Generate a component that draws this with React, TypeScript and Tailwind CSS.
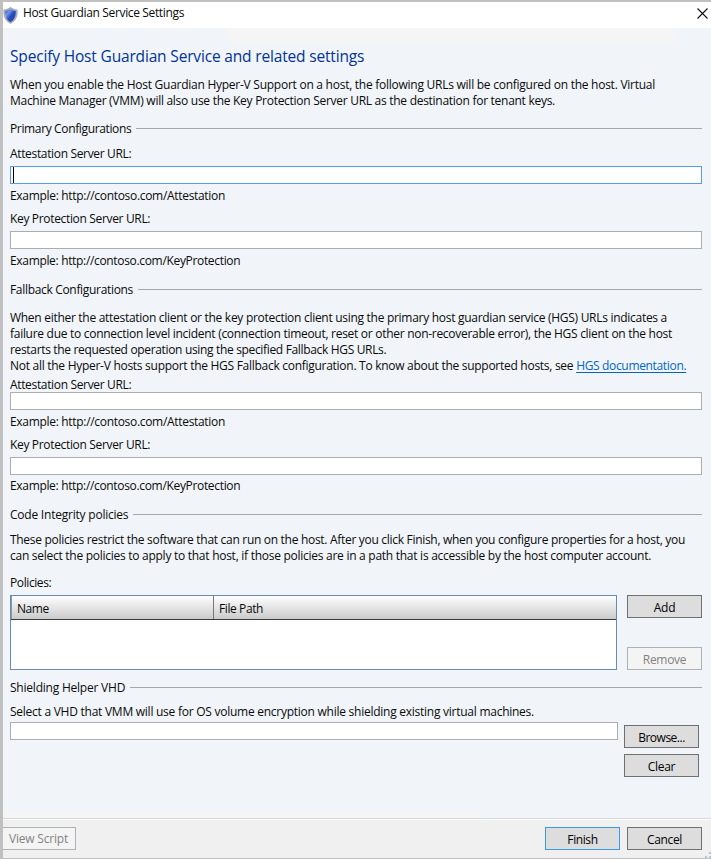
import type { ReactNode } from "react";

function Line({ children, className = "" }: { children: ReactNode; className?: string }) {
  return <div className={`h-4 leading-4 whitespace-pre ${className}`}>{children}</div>;
}

function Section({ title, className = "" }: { title: string; className?: string }) {
  return (
    <div className={`flex h-4 items-start leading-4 ${className}`}>
      <h2 className="whitespace-nowrap">{title}</h2>
      <div className="mt-[7px] ml-[5px] h-px flex-1 bg-[#a5a9ac]" />
    </div>
  );
}

function Field({ focused = false, className = "" }: { focused?: boolean; className?: string }) {
  return (
    <div
      className={`flex h-[18px] items-center border bg-white pl-[2px] ${focused ? "border-[#569de5]" : "border-[#abadb3]"} ${className}`}
    >
      {focused && <span className="h-4 w-px bg-black" />}
    </div>
  );
}

function Button({ children, kind = "normal", className = "" }: { children: ReactNode; kind?: "normal" | "default" | "disabled"; className?: string }) {
  const look =
    kind === "disabled"
      ? "border-[#adb2b5] bg-[#f4f4f4] text-[#838383]"
      : kind === "default"
        ? "border-[#3c99ea] bg-[#dddddd] text-black"
        : "border-[#707070] bg-[#dddddd] text-black";
  return (
    <button className={`flex h-[23px] w-[75px] shrink-0 items-center justify-center border pt-[2px] whitespace-nowrap ${look} ${className}`}>
      {children}
    </button>
  );
}

function ShieldIcon() {
  return (
    <svg width="15" height="17" viewBox="0 0 15 17" className="block">
      <defs>
        <linearGradient id="shield" x1="0" y1="0" x2="1" y2="1">
          <stop offset="0" stopColor="#3454ae" />
          <stop offset="0.3" stopColor="#6f92ea" />
          <stop offset="0.55" stopColor="#2848bd" />
          <stop offset="1" stopColor="#2a48b0" />
        </linearGradient>
      </defs>
      <path d="M7.5 .3C5.600 1.700 3.200 2.600.7 3c-.2 6 .9 10.500 6.800 13.500C13.400 13.500 14.500 9 14.300 3 11.800 2.600 9.400 1.700 7.500.3Z" fill="#a9afb9" stroke="#979da8" strokeWidth=".5" />
      <path d="M7.500 1.900C6 3 4.100 3.700 2.200 3.900c0 5 1.100 8.700 5.300 11.100 4.200-2.400 5.300-6.100 5.300-11.100C10.900 3.700 9 3 7.500 1.900Z" fill="url(#shield)" />
    </svg>
  );
}

export default function App() {
  return (
    <div className="relative flex h-[859px] w-[711px] flex-col overflow-hidden border-t-2 border-b border-l-3 border-[#c0c0c0] bg-[#f1f5f9] font-['Open_Sans',sans-serif] text-[12px] text-[#0a0a0a]">
      <header className="flex h-[26px] shrink-0 items-center justify-between bg-white pr-[3px]">
        <div className="flex items-center gap-[5px]">
          <ShieldIcon />
          <h1 className="-mt-[4px] tracking-[-0.357px]">Host Guardian Service Settings</h1>
        </div>
        <svg width="11" height="11" viewBox="0 0 11 11" className="mb-1 block">
          <path d="M.5 .5 10.500 10.500M10.500 .5 .5 10.500" stroke="#111" strokeWidth="1.100" fill="none" />
        </svg>
      </header>

      <main className="relative flex h-[790px] shrink-0 flex-col pr-[9px] pl-[7px]">
        <div className="absolute top-0 left-[225px] h-4 w-[448px] bg-[#f5f5f5]" />
        <div className="absolute bottom-0 left-0 h-[6px] w-[481px] bg-[#f5f5f5]" />
        <h2 className="relative mt-[18px] h-5 text-[15.5px] leading-5 tracking-[-0.167px] whitespace-nowrap text-[#003399]">
          Specify Host Guardian Service and related settings
        </h2>

        <Line className="mt-[11px] tracking-[-0.258px]">When you enable the Host Guardian Hyper-V Support on a host, the following URLs will be configured on the host. Virtual</Line>
        <Line className="tracking-[-0.279px]">Machine Manager (VMM) will also use the Key Protection Server URL as the destination for tenant keys.</Line>

        <Section title="Primary Configurations" className="mt-3 tracking-[-0.36px]" />
        <Line className="mt-[9px] tracking-[-0.34px]">Attestation Server URL:</Line>
        <Field focused className="mt-1" />
        <Line className="mt-1 tracking-[-0.311px]">Example: http://contoso.com/Attestation</Line>
        <Line className="mt-[7px] tracking-[-0.335px]">Key Protection Server URL:</Line>
        <Field className="mt-1" />
        <Line className="mt-1 tracking-[-0.33px]">Example: http://contoso.com/KeyProtection</Line>

        <Section title="Fallback Configurations" className="mt-[13px] tracking-[-0.32px]" />
        <Line className="mt-3 tracking-[-0.288px]">When either the attestation client or the key protection client using the primary host guardian service (HGS) URLs indicates a</Line>
        <Line className="tracking-[-0.286px]">failure due to connection level incident (connection timeout, reset or other non-recoverable error), the HGS client on the host</Line>
        <Line className="tracking-[-0.335px]">restarts the requested operation using the specified Fallback HGS URLs.</Line>
        <Line className="tracking-[-0.279px]">
          Not all the Hyper-V hosts support the HGS Fallback configuration. To know about the supported hosts, see{" "}
          <a className="tracking-[-0.335px] text-[#0066cc] underline underline-offset-2">HGS documentation.</a>
        </Line>
        <Line className="mt-[3px] -mb-px tracking-[-0.34px]">Attestation Server URL:</Line>
        <Field />
        <Line className="mt-1 tracking-[-0.311px]">Example: http://contoso.com/Attestation</Line>
        <Line className="mt-[7px] tracking-[-0.335px]">Key Protection Server URL:</Line>
        <Field className="mt-1" />
        <Line className="mt-[3px] tracking-[-0.33px]">Example: http://contoso.com/KeyProtection</Line>

        <Section title="Code Integrity policies" className="mt-[13px] tracking-[-0.22px]" />
        <Line className="mt-[9px] tracking-[-0.299px]">These policies restrict the software that can run on the host. After you click Finish, when you configure properties for a host, you</Line>
        <Line className="tracking-[-0.269px]">can select the policies to apply to that host, if those policies are in a path that is accessible by the host computer account.</Line>
        <Line className="mt-[11px] tracking-[-0.4px]">Policies:</Line>

        <div className="mt-1 flex h-[75px] justify-between">
          <div className="w-[607px] border border-[#688caf] bg-white">
            <div className="flex h-6 border-b border-[#3c3c3c] bg-linear-to-b from-white to-[#cbcbcb] pt-px leading-6">
              <div className="-mt-px w-[203px] border-r border-[#777] border-l border-l-[#8d98a5] pt-px pl-[5px] tracking-[-0.45px]">Name</div>
              <div className="pl-[5px] tracking-[-0.4px]">File Path</div>
            </div>
          </div>
          <div className="flex flex-col justify-between">
            <Button className="tracking-[-0.2px]">Add</Button>
            <Button kind="disabled" className="tracking-[-0.3px]">Remove</Button>
          </div>
        </div>

        <Section title="Shielding Helper VHD" className="mt-[10px] tracking-[-0.22px]" />
        <Line className="mt-2 tracking-[-0.255px]">Select a VHD that VMM will use for OS volume encryption while shielding existing virtual machines.</Line>
        <div className="mt-[2px] flex gap-[6px]">
          <Field className="w-[608px]" />
          <div className="mt-[3px] flex flex-col gap-[6px]">
            <Button className="tracking-[-0.5px]">Browse...</Button>
            <Button className="tracking-[-0.3px]">Clear</Button>
          </div>
        </div>
      </main>

      <footer className="flex flex-1 items-start border-t border-[#d5d8da] bg-[#f0f0f0] shadow-[inset_0_1px_0_#fff]">
        <div className="mt-2 flex h-[23px] w-[73px] items-center border border-l-0 border-[#adb2b5] bg-[#f4f4f4] pt-px pl-[6px] tracking-[-0.2px] text-[#838383]">View Script</div>
        <div className="mt-2 mr-[9px] ml-auto flex gap-[7px]">
          <Button kind="default" className="tracking-[-0.4px]">Finish</Button>
          <Button className="tracking-[-0.35px]">Cancel</Button>
        </div>
      </footer>
      <svg width="6" height="6" viewBox="0 0 6 6" className="absolute right-0 bottom-0">
        <path d="M4 0h2v2H4zM0 4h2v2H0zM4 4h2v2H4z" fill="#bcc3d0" />
      </svg>
    </div>
  );
}
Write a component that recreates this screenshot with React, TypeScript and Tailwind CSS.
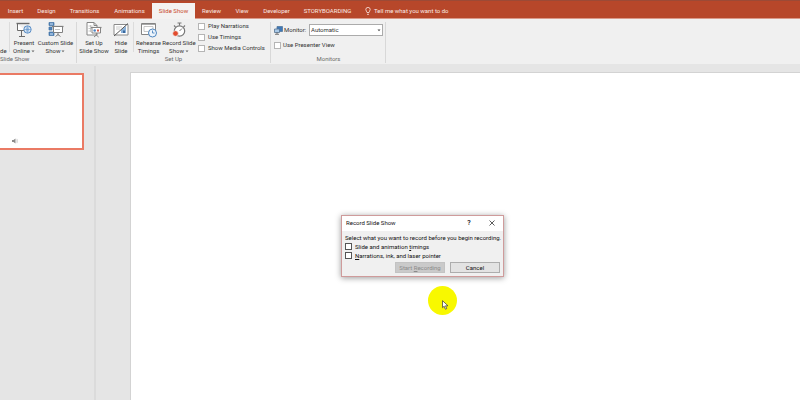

····················

WRITTEN EXERCISE ::
Count how many lines of the listing above include "TypeScript" and report that number alone.

RESPONSE TO THE EXERCISE ::
2